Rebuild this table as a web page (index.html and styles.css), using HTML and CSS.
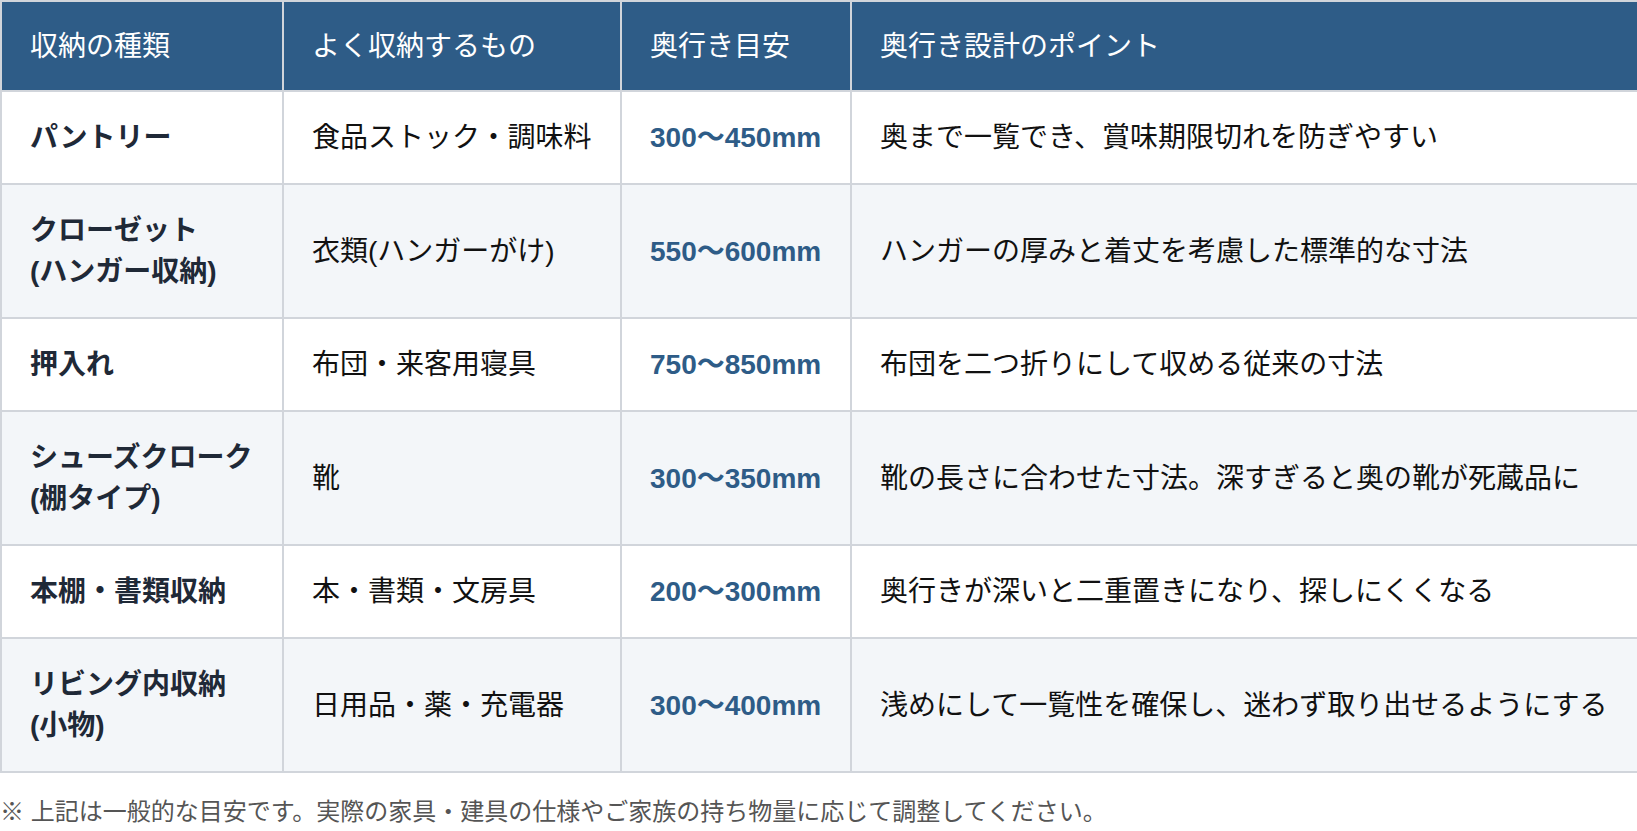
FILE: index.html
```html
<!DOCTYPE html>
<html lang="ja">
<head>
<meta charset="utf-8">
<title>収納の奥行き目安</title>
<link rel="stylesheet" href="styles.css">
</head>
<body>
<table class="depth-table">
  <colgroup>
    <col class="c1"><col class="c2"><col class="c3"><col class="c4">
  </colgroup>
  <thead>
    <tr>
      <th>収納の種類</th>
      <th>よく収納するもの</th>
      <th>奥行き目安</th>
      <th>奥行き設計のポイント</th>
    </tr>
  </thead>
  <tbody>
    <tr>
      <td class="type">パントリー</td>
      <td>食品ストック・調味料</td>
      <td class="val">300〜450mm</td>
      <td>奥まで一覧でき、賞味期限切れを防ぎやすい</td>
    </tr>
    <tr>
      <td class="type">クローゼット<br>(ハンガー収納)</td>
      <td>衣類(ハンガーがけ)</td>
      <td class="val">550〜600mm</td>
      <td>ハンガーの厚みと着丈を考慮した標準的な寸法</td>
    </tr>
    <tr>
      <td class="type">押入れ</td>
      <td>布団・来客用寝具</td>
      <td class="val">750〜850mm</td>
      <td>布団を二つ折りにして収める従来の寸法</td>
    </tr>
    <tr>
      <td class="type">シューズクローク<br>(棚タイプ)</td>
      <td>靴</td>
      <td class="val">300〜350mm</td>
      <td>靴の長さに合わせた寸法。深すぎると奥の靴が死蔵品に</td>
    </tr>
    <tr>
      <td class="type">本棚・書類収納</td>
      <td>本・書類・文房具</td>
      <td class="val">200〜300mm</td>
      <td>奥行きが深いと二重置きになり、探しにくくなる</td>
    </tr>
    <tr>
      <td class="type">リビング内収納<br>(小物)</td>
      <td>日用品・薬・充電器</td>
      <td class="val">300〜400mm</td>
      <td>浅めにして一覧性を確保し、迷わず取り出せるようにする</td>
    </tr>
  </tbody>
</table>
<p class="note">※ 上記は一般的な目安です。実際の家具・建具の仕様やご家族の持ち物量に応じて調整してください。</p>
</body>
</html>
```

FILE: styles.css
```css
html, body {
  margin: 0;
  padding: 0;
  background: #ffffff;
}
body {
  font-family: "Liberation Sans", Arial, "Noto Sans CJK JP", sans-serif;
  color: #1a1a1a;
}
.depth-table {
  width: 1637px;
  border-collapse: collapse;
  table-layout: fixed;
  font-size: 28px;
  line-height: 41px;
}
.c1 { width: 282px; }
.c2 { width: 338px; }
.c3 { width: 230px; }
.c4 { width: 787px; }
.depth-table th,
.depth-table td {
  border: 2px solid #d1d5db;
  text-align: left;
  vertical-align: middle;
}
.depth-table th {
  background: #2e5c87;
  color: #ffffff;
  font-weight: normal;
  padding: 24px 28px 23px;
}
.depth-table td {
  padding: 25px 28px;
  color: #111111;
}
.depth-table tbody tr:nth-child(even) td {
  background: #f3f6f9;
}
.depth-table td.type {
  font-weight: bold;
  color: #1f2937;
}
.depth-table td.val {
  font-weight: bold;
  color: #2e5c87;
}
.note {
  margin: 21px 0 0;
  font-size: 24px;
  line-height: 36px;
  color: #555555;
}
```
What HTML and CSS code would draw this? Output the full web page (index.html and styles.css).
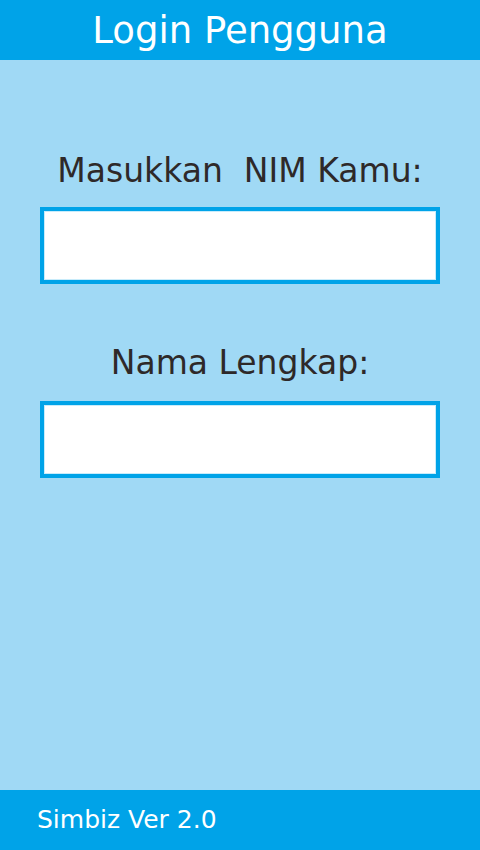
---------------
WHAT IS REQUIRED — Transcribe every line from the records above without alteration, and leave out the images.

RESPONSE TO THIS TASK —
Rebuild this table as a web page (index.html and styles.css), using HTML and CSS.
FILE: index.html
```html
<!DOCTYPE html>
<html lang="ja">
<head>
<meta charset="utf-8">
<title>収納の奥行き目安</title>
<link rel="stylesheet" href="styles.css">
</head>
<body>
<table class="depth-table">
  <colgroup>
    <col class="c1"><col class="c2"><col class="c3"><col class="c4">
  </colgroup>
  <thead>
    <tr>
      <th>収納の種類</th>
      <th>よく収納するもの</th>
      <th>奥行き目安</th>
      <th>奥行き設計のポイント</th>
    </tr>
  </thead>
  <tbody>
    <tr>
      <td class="type">パントリー</td>
      <td>食品ストック・調味料</td>
      <td class="val">300〜450mm</td>
      <td>奥まで一覧でき、賞味期限切れを防ぎやすい</td>
    </tr>
    <tr>
      <td class="type">クローゼット<br>(ハンガー収納)</td>
      <td>衣類(ハンガーがけ)</td>
      <td class="val">550〜600mm</td>
      <td>ハンガーの厚みと着丈を考慮した標準的な寸法</td>
    </tr>
    <tr>
      <td class="type">押入れ</td>
      <td>布団・来客用寝具</td>
      <td class="val">750〜850mm</td>
      <td>布団を二つ折りにして収める従来の寸法</td>
    </tr>
    <tr>
      <td class="type">シューズクローク<br>(棚タイプ)</td>
      <td>靴</td>
      <td class="val">300〜350mm</td>
      <td>靴の長さに合わせた寸法。深すぎると奥の靴が死蔵品に</td>
    </tr>
    <tr>
      <td class="type">本棚・書類収納</td>
      <td>本・書類・文房具</td>
      <td class="val">200〜300mm</td>
      <td>奥行きが深いと二重置きになり、探しにくくなる</td>
    </tr>
    <tr>
      <td class="type">リビング内収納<br>(小物)</td>
      <td>日用品・薬・充電器</td>
      <td class="val">300〜400mm</td>
      <td>浅めにして一覧性を確保し、迷わず取り出せるようにする</td>
    </tr>
  </tbody>
</table>
<p class="note">※ 上記は一般的な目安です。実際の家具・建具の仕様やご家族の持ち物量に応じて調整してください。</p>
</body>
</html>
```

FILE: styles.css
```css
html, body {
  margin: 0;
  padding: 0;
  background: #ffffff;
}
body {
  font-family: "Liberation Sans", Arial, "Noto Sans CJK JP", sans-serif;
  color: #1a1a1a;
}
.depth-table {
  width: 1637px;
  border-collapse: collapse;
  table-layout: fixed;
  font-size: 28px;
  line-height: 41px;
}
.c1 { width: 282px; }
.c2 { width: 338px; }
.c3 { width: 230px; }
.c4 { width: 787px; }
.depth-table th,
.depth-table td {
  border: 2px solid #d1d5db;
  text-align: left;
  vertical-align: middle;
}
.depth-table th {
  background: #2e5c87;
  color: #ffffff;
  font-weight: normal;
  padding: 24px 28px 23px;
}
.depth-table td {
  padding: 25px 28px;
  color: #111111;
}
.depth-table tbody tr:nth-child(even) td {
  background: #f3f6f9;
}
.depth-table td.type {
  font-weight: bold;
  color: #1f2937;
}
.depth-table td.val {
  font-weight: bold;
  color: #2e5c87;
}
.note {
  margin: 21px 0 0;
  font-size: 24px;
  line-height: 36px;
  color: #555555;
}
```
What HTML and CSS code would draw this? Output the full web page (index.html and styles.css).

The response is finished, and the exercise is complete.